No one has claimed that Oumuamua is likely an alien device. It has been cited as a possibility and that possibility is being touted as justification for doing more to study such objects.

Most of these comments are arguing against a claim that has not been made.


Well, apart from the interiviewee in the article that this conversation is about who certainly seems to make that claim. From the interview:

> "It is much more likely that it is being made by artificial means, by a technological civilization."


That's not a general conclusion he's pushing, it's what he thinks would be a likely conclusion if two other hypotheticals are met:

"if it is indeed less than a millimetre thick, if it is pushed by the sunlight, then it is maybe a light sail"

It's not clear at all that he think it's likely that it's less than a millimeter thick or that it is a light sail. That's simply "the only thing that came to his mind" to explain the additional force(s) working on it.


Ok how about the introductory paragraph that states

> The following October, Avi Loeb, the chair of Harvard’s astronomy department, co-wrote a paper (with a Harvard postdoctoral fellow, Shmuel Bialy) that examined ‘Oumuamua’s “peculiar acceleration” and suggested that the object “may be a fully operational probe sent intentionally to Earth’s vicinity by an alien civilization.”

or another spot where he says

"Every now and then we find an object of artificial origin. And this could be a message in a bottle, and we should be open-minded."

Seems to me like he is saying it could be worth considering that maybe this is an alien object.


The goalposts are moving. Yes to "worth considering" but that's not what I was responding to above ("is likely an alien device" ... "certainly seems to make that claim").


I'm not trying to move the goal post. I'm only taking umbridge with the fact the previous poster said "No one has claimed that Oumuamua is likely an alien device". The person interviewed in the very article this discussion is about seems to think that maybe it could be. So we are talking semantics between "likely" and "possibly".


"likely", "maybe", "possibly" can all be used differently.. Especially if you take it out of context of the rest of the article.

> Man that food sure looks tasty.

> You haven't even tasted it! Why are you saying it's tasty?

There are absolutely no claims that it's an alien artifact. What he is doing is providing reasons for why checking out similar solar visitors is something we need to do.


Here's my layman's understanding of the semantics between likely and possibly:

Likely: greater than 50% probability

Possibly: greater than 0% probability

Saying something is likely is a pretty strong claim. You can make meaningful decisions based on such knowledge.

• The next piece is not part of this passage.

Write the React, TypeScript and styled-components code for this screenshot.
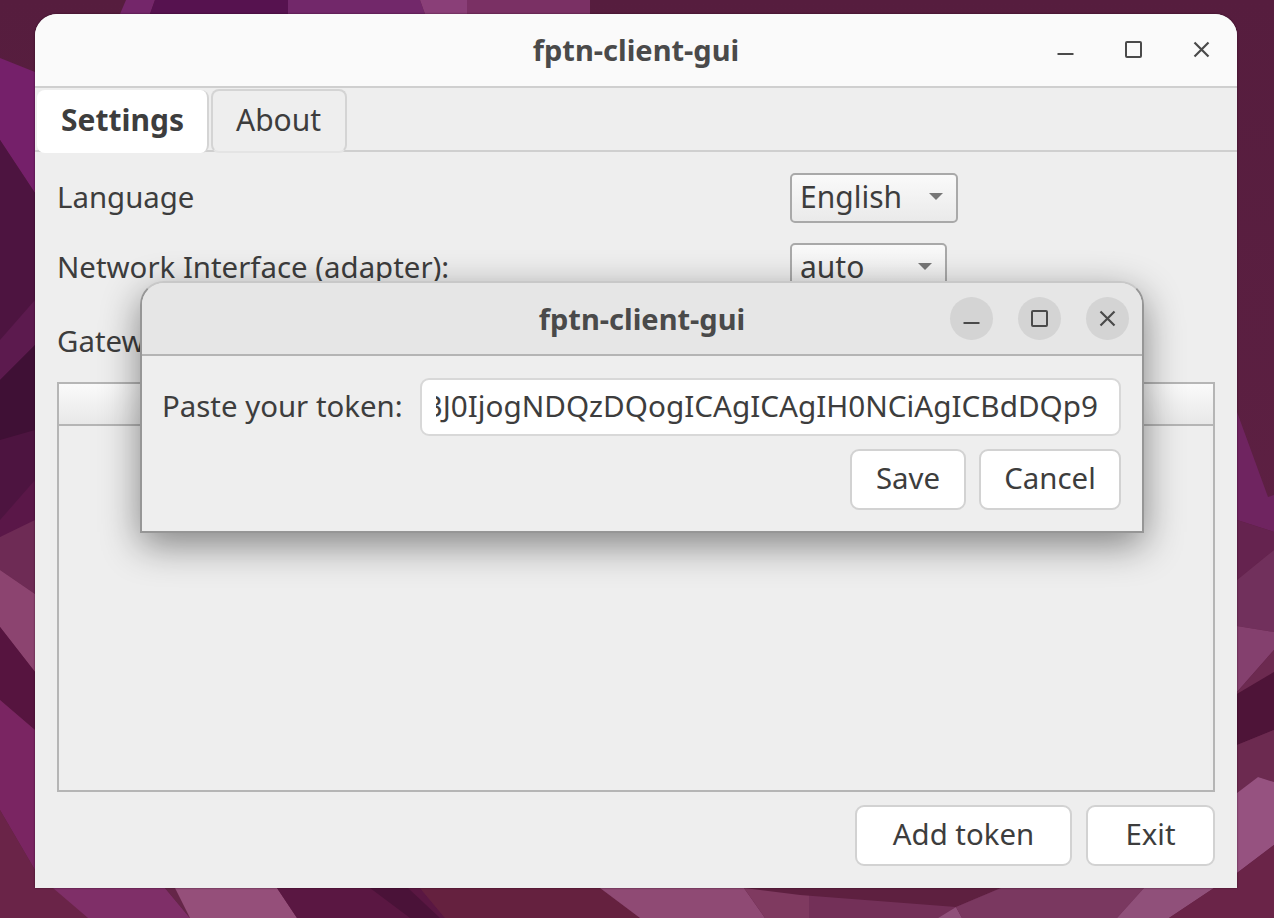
import styled, { createGlobalStyle } from "styled-components"

const GlobalStyle = createGlobalStyle`
  html, body { margin: 0; height: 100%; }
  body { overflow: hidden; font-family: "Noto Sans", "Open Sans", sans-serif; color: #3d3d3d; }
`

const wallpaperShapes: [string, string][] = [
  // top edge
  ["126,0 155,0 150,14 120,14", "#74266a"],
  ["155,0 288,0 288,14 150,14", "#56124f"],
  ["288,0 420,0 425,14 288,14", "#72286a"],
  ["420,0 467,0 467,14 425,14", "#8a3f78"],
  ["467,0 590,0 590,14 467,14", "#7a3064"],
  // left edge
  ["0,58 35,72 35,193 0,140", "#75206a"],
  ["0,140 35,193 35,560 0,560", "#4d1440"],
  ["0,340 35,300 35,345 0,380", "#5c1a4e"],
  ["0,380 35,345 35,430 0,440", "#3f1035"],
  ["0,520 35,480 35,525 0,537", "#5a1748"],
  ["0,537 35,520 35,594 0,570", "#6e2b55"],
  ["0,570 35,594 35,672 0,627", "#8c4470"],
  ["0,627 35,672 35,730 0,700", "#56143f"],
  ["0,700 35,730 35,870 0,810", "#7a2562"],
  ["0,810 35,870 88,918 0,918", "#6a2448"],
  // bottom edge
  ["53,888 165,888 190,918 88,918", "#7f2f68"],
  ["165,888 175,888 190,918", "#652648"],
  ["175,888 277,888 297,918 190,918", "#954f7a"],
  ["277,888 420,888 445,918 297,918", "#5a1742"],
  ["370,888 408,888 440,918 410,918", "#4a1238"],
  ["420,888 600,888 640,918 445,918", "#65213f"],
  ["600,888 744,888 765,918 640,918", "#8f4a74"],
  ["744,888 809,888 809,918 765,918", "#7f3a60"],
  ["809,888 1001,888 956,907 938,918 809,918", "#733058"],
  ["744,888 1001,888 956,907 800,895", "#5e2040"],
  ["956,907 938,918 962,918", "#90507a"],
  ["1001,888 1144,888 1117,918 962,918 956,907", "#7a3860"],
  ["1144,888 1214,888 1169,918 1117,918", "#90507a"],
  ["1214,888 1274,888 1274,918 1169,918", "#6a2448"],
  // right edge
  ["1237,412 1268,497 1274,495 1274,532 1237,520", "#6f2460"],
  ["1237,520 1274,532 1274,550 1237,580", "#65234f"],
  ["1237,580 1274,550 1274,632 1237,626", "#71305c"],
  ["1237,626 1274,632 1274,650 1237,692", "#84406e"],
  ["1237,692 1274,650 1274,672 1237,694", "#6c2a50"],
  ["1237,694 1274,672 1274,730 1237,745", "#4e1438"],
  ["1237,745 1274,730 1274,782 1258,777 1237,793", "#6c2a50"],
  ["1237,793 1258,777 1274,782 1274,845 1237,873", "#965280"],
  ["1237,873 1274,845 1274,888 1237,888", "#6a2448"],
]

const Wallpaper = () => (
  <WallpaperSvg viewBox="0 0 1274 918" preserveAspectRatio="none">
    <defs>
      <linearGradient id="base" x1="0" y1="0" x2="0" y2="1">
        <stop offset="0" stopColor="#561d3e" />
        <stop offset="1" stopColor="#622246" />
      </linearGradient>
    </defs>
    <rect width="1274" height="918" fill="url(#base)" />
    {wallpaperShapes.map(([points, fill]) => (
      <polygon key={points} points={points} fill={fill} />
    ))}
  </WallpaperSvg>
)

const MinIcon = () => (
  <svg width="17" height="17" viewBox="0 0 17 17"><path d="M0.5 13h16" stroke="#4a4a4a" strokeWidth="2" fill="none" /></svg>
)
const MaxIcon = () => (
  <svg width="17" height="17" viewBox="0 0 17 17"><rect x="1" y="1" width="15" height="15" rx="1" stroke="#4a4a4a" strokeWidth="2" fill="none" /></svg>
)
const CloseIcon = () => (
  <svg width="17" height="17" viewBox="0 0 17 17"><path d="M1.5 1.5l14 14M15.5 1.5l-14 14" stroke="#4a4a4a" strokeWidth="2.2" fill="none" /></svg>
)

const App = () => {
  return (
    <Desktop>
      <GlobalStyle />
      <Wallpaper />
      <MainWindow>
        <TitleBar>
          <Title>fptn-client-gui</Title>
          <WindowControls>
            <PlainControl><MinIcon /></PlainControl>
            <PlainControl><MaxIcon /></PlainControl>
            <PlainControl><CloseIcon /></PlainControl>
          </WindowControls>
        </TitleBar>
        <TabBar>
          <Tab $active>Settings</Tab>
          <Tab>About</Tab>
        </TabBar>
        <Content>
          <FormRow>
            <Label>Language</Label>
            <Combo $width={168}>English<Arrow /></Combo>
          </FormRow>
          <FormRow>
            <Label>Network Interface (adapter):</Label>
            <Combo $width={157}>auto<Arrow /></Combo>
          </FormRow>
          <GatewayRow>
            <Label>Gateway (router) IP:</Label>
          </GatewayRow>
          <TokenTable>
            <TableHeader />
          </TokenTable>
          <Actions>
            <Button $width={217}>Add token</Button>
            <Button $width={129}>Exit</Button>
          </Actions>
        </Content>
      </MainWindow>

      <Dialog>
        <DialogTitleBar>
          <Title>fptn-client-gui</Title>
          <DialogControls>
            <RoundControl><MinIcon /></RoundControl>
            <RoundControl><MaxIcon /></RoundControl>
            <RoundControl><CloseIcon /></RoundControl>
          </DialogControls>
        </DialogTitleBar>
        <DialogBody>
          <TokenRow>
            <Label>Paste your token:</Label>
            <TokenField>
              <TokenClip>
                <TokenText>3J0IjogNDQzDQogICAgICAgIH0NCiAgICBdDQp9</TokenText>
              </TokenClip>
            </TokenField>
          </TokenRow>
          <DialogActions>
            <Button $width={116}>Save</Button>
            <Button $width={142}>Cancel</Button>
          </DialogActions>
        </DialogBody>
      </Dialog>
    </Desktop>
  )
}

export default App

/* STYLED COMPONENTS */
const Desktop = styled.div`
  position: relative;
  width: 1274px;
  height: 918px;
  overflow: hidden;
  font-size: 29.4px;
  line-height: 40px;
`

const WallpaperSvg = styled.svg`
  position: absolute;
  inset: 0;
  width: 100%;
  height: 100%;
`

const MainWindow = styled.div`
  position: absolute;
  left: 35px;
  top: 14px;
  width: 1202px;
  height: 874px;
  display: flex;
  flex-direction: column;
  background: #eeeeee;
  border-radius: 22px 22px 0 0;
  box-shadow: 0 0 2px rgba(30, 0, 20, 0.7);
`

const TitleBar = styled.div`
  flex: none;
  height: 72px;
  display: grid;
  grid-template-columns: 1fr auto 1fr;
  align-items: center;
  background: #fafafa;
  border-bottom: 2px solid #cfcfcf;
  border-radius: 22px 22px 0 0;
`

const Title = styled.div`
  grid-column: 2;
  font-size: 29px;
  font-weight: 700;
  color: #4a4a4a;
`

const WindowControls = styled.div`
  justify-self: end;
  padding: 0 27px 0 0;
  margin-top: -2px;
  display: flex;
  gap: 51px;
`

const PlainControl = styled.div`
  width: 17px;
  height: 17px;
  display: flex;
`

const TabBar = styled.div`
  flex: none;
  height: 62px;
  display: flex;
  gap: 2px;
  padding-left: 2px;
  border-bottom: 2px solid #cfcfcf;
`

const Tab = styled.div<{ $active?: boolean }>`
  height: ${p => (p.$active ? "60px" : "57px")};
  margin-top: ${p => (p.$active ? "2px" : "1px")};
  padding: ${p => (p.$active ? "0 23px 3px 24px" : "0 24px 3px 23px")};
  display: flex;
  align-items: center;
  background: ${p => (p.$active ? "#ffffff" : "#eeeeee")};
  border: 2px solid #d4d4d4;
  border-top: ${p => (p.$active ? "none" : "2px solid #d4d4d4")};
  border-bottom: ${p => (p.$active ? "none" : "2px solid #e4e4e4")};
  border-left: ${p => (p.$active ? "none" : "2px solid #d4d4d4")};
  border-radius: 8px;
  font-size: 30px;
  font-weight: ${p => (p.$active ? 700 : 400)};
`

const Content = styled.div`
  flex: 1;
  min-height: 0;
  display: flex;
  flex-direction: column;
  padding: 21px 22px 22px;
`

const FormRow = styled.div`
  flex: none;
  height: 50px;
  margin-bottom: 20px;
  display: grid;
  grid-template-columns: 733px auto;
  justify-content: start;
  align-items: center;
`

const GatewayRow = styled.div`
  flex: none;
  height: 40px;
  margin-top: 9px;
  display: flex;
  align-items: center;
`

const Label = styled.div`
  white-space: nowrap;
  flex: none;
  margin-top: -3px;
`

const Combo = styled.div<{ $width: number }>`
  box-sizing: border-box;
  width: ${p => p.$width}px;
  height: 50px;
  padding: 0 13px 3px 8px;
  display: flex;
  align-items: center;
  justify-content: space-between;
  border: 2px solid #a9a9a9;
  border-radius: 5px;
  background: linear-gradient(#fafafa, #eaeaea);
  font-size: 30px;
`

const Arrow = styled.span`
  width: 0;
  height: 0;
  border-left: 7.5px solid transparent;
  border-right: 7.5px solid transparent;
  border-top: 7px solid #777777;
`

const TokenTable = styled.div`
  flex: 1;
  min-height: 0;
  margin-top: 20px;
  border: 2px solid #b5b5b5;
`

const TableHeader = styled.div`
  height: 40px;
  background: linear-gradient(#fafafa, #e8e8e8);
  border-bottom: 2px solid #b5b5b5;
`

const Actions = styled.div`
  flex: none;
  margin-top: 13px;
  display: flex;
  justify-content: flex-end;
  gap: 14px;
`

const Button = styled.div<{ $width: number }>`
  box-sizing: border-box;
  width: ${p => p.$width}px;
  height: 61px;
  padding-bottom: 3px;
  display: flex;
  align-items: center;
  justify-content: center;
  background: #ffffff;
  border: 2px solid #d2d2d2;
  border-radius: 9px;
`

const Dialog = styled.div`
  position: absolute;
  left: 140px;
  top: 281px;
  box-sizing: border-box;
  width: 1004px;
  height: 252px;
  display: flex;
  flex-direction: column;
  background: #eeeeee;
  border: 2px solid #969696;
  border-top-color: #c8c8c8;
  border-radius: 24px 24px 0 0;
  box-shadow: 0 12px 38px rgba(0, 0, 0, 0.45);
`

const DialogTitleBar = styled.div`
  flex: none;
  height: 71px;
  display: grid;
  grid-template-columns: 1fr auto 1fr;
  align-items: center;
  background: #e6e6e6;
  border-bottom: 2px solid #b4b4b4;
  border-radius: 22px 22px 0 0;
`

const DialogControls = styled.div`
  justify-self: end;
  padding-right: 13px;
  display: flex;
  gap: 25px;
`

const RoundControl = styled.div`
  width: 43px;
  height: 43px;
  display: flex;
  align-items: center;
  justify-content: center;
  border-radius: 50%;
  background: #d4d4d4;
`

const DialogBody = styled.div`
  flex: 1;
  display: flex;
  flex-direction: column;
  padding: 22px 21px 0 20px;
`

const TokenRow = styled.div`
  display: flex;
  align-items: center;
  justify-content: space-between;
`

const TokenField = styled.div`
  box-sizing: border-box;
  width: 701px;
  height: 58px;
  padding: 0 21px 3px 14px;
  display: flex;
  align-items: center;
  background: #ffffff;
  border: 2px solid #d8d8d8;
  border-radius: 9px;
`

const TokenClip = styled.div`
  flex: 1;
  min-width: 0;
  display: flex;
  justify-content: flex-end;
  overflow: hidden;
`

const TokenText = styled.span`
  flex: none;
  white-space: nowrap;
  font-size: 29.7px;
`

const DialogActions = styled.div`
  margin-top: 13px;
  display: flex;
  justify-content: flex-end;
  gap: 13px;
`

“Every now and then we find an object of artificial origin.” Did he just admit we have found aliens before? What other artificial objects or origins have we ever found?


" It is very similar to when I walk on the beach with my daughter and look at the seashells that are swept ashore. Every now and then we find an object of artificial origin. And this could be a message in a bottle, and we should be open-minded. So we put this sentence in the paper. "


That quote is specifically in answer to it being a millimeter-thick light sail. An object that size that is only a millimeter thick... yeah, I might agree with his "much more likely" characterization, if the object has that shape.


Well,

Given extremely ambiguous information, the chance of something like Oumuamua being an alien probe depends very strongly on the chance of an alien civilization producing something like this. And those chances are beyond anyone knowing. The Bayesian priors are just unguessable.


As I understand it we more about Ultima Thule than that. First, it is in orbit around our Sun. Further that orbit is very close to the ecliptic (low inclination). Further there are many such objects of various sizes in the Kuiper belt.

All of those things are easily explained by it having formed at the same time as the other Kuiper objects formed and in the same way. It makes it significantly unlikely that it flew in from far away, decelerated into orbit in the Kuiper belt, and then changed its orbit to match the ecliptic.

And even though it was but a few pixels, by calculating its mass using its orbital parameters its density can be deduced to be similar to other belt objects (rock and ice rather than metals). Which further enhances the 'its a normal object' hypothesis.

It is possible of course, that an alien civilization designed a probe that would mimic the composition of a Kuiper belt object and flew it here, and then inserted it into its orbit, and then flew away, so that it could sit there and do what ever it does. But that is not the most likely answer :-)


    > Ultima Thule was a studied object, targeted by an serious AF NASA interplanetary mission...
It was targeted by New Horizons project well after the spacecraft lauched in 2006. Ultima Thule was only discovered in 2014 !!

Sadly for Oumuiamua, this thing was detected far too late to do intensive observations, it's on the way out of the solar system if I understand correctly.